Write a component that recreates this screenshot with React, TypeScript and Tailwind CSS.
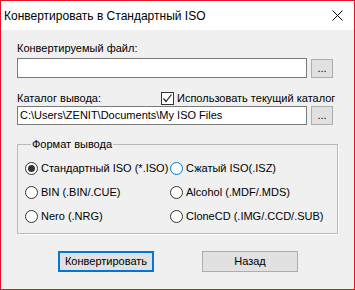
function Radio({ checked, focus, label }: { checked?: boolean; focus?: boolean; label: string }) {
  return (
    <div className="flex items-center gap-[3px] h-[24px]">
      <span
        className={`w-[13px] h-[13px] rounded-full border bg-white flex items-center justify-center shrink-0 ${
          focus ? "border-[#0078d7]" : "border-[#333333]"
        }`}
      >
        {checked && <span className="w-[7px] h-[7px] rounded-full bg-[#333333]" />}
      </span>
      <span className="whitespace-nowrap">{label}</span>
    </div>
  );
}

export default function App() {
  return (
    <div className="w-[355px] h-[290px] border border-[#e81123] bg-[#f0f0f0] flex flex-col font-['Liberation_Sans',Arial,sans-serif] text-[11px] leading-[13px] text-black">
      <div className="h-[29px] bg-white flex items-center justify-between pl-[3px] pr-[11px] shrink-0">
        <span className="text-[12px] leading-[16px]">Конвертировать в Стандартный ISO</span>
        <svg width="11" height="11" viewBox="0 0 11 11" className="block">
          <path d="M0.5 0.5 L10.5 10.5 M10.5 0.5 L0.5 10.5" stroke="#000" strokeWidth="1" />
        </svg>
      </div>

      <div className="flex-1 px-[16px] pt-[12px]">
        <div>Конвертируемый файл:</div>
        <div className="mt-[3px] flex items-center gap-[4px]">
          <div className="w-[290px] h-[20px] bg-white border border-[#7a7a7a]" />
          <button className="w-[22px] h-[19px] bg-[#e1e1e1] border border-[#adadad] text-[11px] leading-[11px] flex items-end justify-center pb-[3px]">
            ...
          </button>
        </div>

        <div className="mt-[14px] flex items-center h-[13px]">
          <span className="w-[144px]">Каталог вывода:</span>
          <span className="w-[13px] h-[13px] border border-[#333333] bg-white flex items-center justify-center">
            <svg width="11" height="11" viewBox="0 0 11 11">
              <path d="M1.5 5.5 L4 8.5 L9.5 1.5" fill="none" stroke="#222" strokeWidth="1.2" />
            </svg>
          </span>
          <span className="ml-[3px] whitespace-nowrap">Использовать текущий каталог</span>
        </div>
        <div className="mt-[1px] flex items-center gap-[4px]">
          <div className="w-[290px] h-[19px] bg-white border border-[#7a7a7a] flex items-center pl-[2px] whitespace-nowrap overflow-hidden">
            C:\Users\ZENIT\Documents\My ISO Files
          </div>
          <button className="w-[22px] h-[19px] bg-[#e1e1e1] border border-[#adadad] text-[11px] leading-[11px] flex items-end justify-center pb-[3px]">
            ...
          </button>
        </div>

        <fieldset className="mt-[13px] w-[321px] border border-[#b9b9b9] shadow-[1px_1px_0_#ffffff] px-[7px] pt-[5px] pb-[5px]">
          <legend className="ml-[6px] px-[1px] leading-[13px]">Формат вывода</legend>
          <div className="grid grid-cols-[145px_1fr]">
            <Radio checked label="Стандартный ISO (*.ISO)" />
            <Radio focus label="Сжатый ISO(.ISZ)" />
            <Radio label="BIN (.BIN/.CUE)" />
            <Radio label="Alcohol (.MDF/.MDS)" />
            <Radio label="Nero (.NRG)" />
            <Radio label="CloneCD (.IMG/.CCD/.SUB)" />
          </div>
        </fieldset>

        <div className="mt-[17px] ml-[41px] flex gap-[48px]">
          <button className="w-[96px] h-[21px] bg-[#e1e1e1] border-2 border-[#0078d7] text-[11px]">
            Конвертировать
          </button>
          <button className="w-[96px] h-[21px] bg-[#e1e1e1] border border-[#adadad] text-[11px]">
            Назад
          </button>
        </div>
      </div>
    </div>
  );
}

⁂

Problem description:
Transcribe the listing above verbatim. Omit the pictures.

Exercise output:
Write a component that recreates this screenshot with React, TypeScript and Tailwind CSS.
function Radio({ checked, focus, label }: { checked?: boolean; focus?: boolean; label: string }) {
  return (
    <div className="flex items-center gap-[3px] h-[24px]">
      <span
        className={`w-[13px] h-[13px] rounded-full border bg-white flex items-center justify-center shrink-0 ${
          focus ? "border-[#0078d7]" : "border-[#333333]"
        }`}
      >
        {checked && <span className="w-[7px] h-[7px] rounded-full bg-[#333333]" />}
      </span>
      <span className="whitespace-nowrap">{label}</span>
    </div>
  );
}

export default function App() {
  return (
    <div className="w-[355px] h-[290px] border border-[#e81123] bg-[#f0f0f0] flex flex-col font-['Liberation_Sans',Arial,sans-serif] text-[11px] leading-[13px] text-black">
      <div className="h-[29px] bg-white flex items-center justify-between pl-[3px] pr-[11px] shrink-0">
        <span className="text-[12px] leading-[16px]">Конвертировать в Стандартный ISO</span>
        <svg width="11" height="11" viewBox="0 0 11 11" className="block">
          <path d="M0.5 0.5 L10.5 10.5 M10.5 0.5 L0.5 10.5" stroke="#000" strokeWidth="1" />
        </svg>
      </div>

      <div className="flex-1 px-[16px] pt-[12px]">
        <div>Конвертируемый файл:</div>
        <div className="mt-[3px] flex items-center gap-[4px]">
          <div className="w-[290px] h-[20px] bg-white border border-[#7a7a7a]" />
          <button className="w-[22px] h-[19px] bg-[#e1e1e1] border border-[#adadad] text-[11px] leading-[11px] flex items-end justify-center pb-[3px]">
            ...
          </button>
        </div>

        <div className="mt-[14px] flex items-center h-[13px]">
          <span className="w-[144px]">Каталог вывода:</span>
          <span className="w-[13px] h-[13px] border border-[#333333] bg-white flex items-center justify-center">
            <svg width="11" height="11" viewBox="0 0 11 11">
              <path d="M1.5 5.5 L4 8.5 L9.5 1.5" fill="none" stroke="#222" strokeWidth="1.2" />
            </svg>
          </span>
          <span className="ml-[3px] whitespace-nowrap">Использовать текущий каталог</span>
        </div>
        <div className="mt-[1px] flex items-center gap-[4px]">
          <div className="w-[290px] h-[19px] bg-white border border-[#7a7a7a] flex items-center pl-[2px] whitespace-nowrap overflow-hidden">
            C:\Users\ZENIT\Documents\My ISO Files
          </div>
          <button className="w-[22px] h-[19px] bg-[#e1e1e1] border border-[#adadad] text-[11px] leading-[11px] flex items-end justify-center pb-[3px]">
            ...
          </button>
        </div>

        <fieldset className="mt-[13px] w-[321px] border border-[#b9b9b9] shadow-[1px_1px_0_#ffffff] px-[7px] pt-[5px] pb-[5px]">
          <legend className="ml-[6px] px-[1px] leading-[13px]">Формат вывода</legend>
          <div className="grid grid-cols-[145px_1fr]">
            <Radio checked label="Стандартный ISO (*.ISO)" />
            <Radio focus label="Сжатый ISO(.ISZ)" />
            <Radio label="BIN (.BIN/.CUE)" />
            <Radio label="Alcohol (.MDF/.MDS)" />
            <Radio label="Nero (.NRG)" />
            <Radio label="CloneCD (.IMG/.CCD/.SUB)" />
          </div>
        </fieldset>

        <div className="mt-[17px] ml-[41px] flex gap-[48px]">
          <button className="w-[96px] h-[21px] bg-[#e1e1e1] border-2 border-[#0078d7] text-[11px]">
            Конвертировать
          </button>
          <button className="w-[96px] h-[21px] bg-[#e1e1e1] border border-[#adadad] text-[11px]">
            Назад
          </button>
        </div>
      </div>
    </div>
  );
}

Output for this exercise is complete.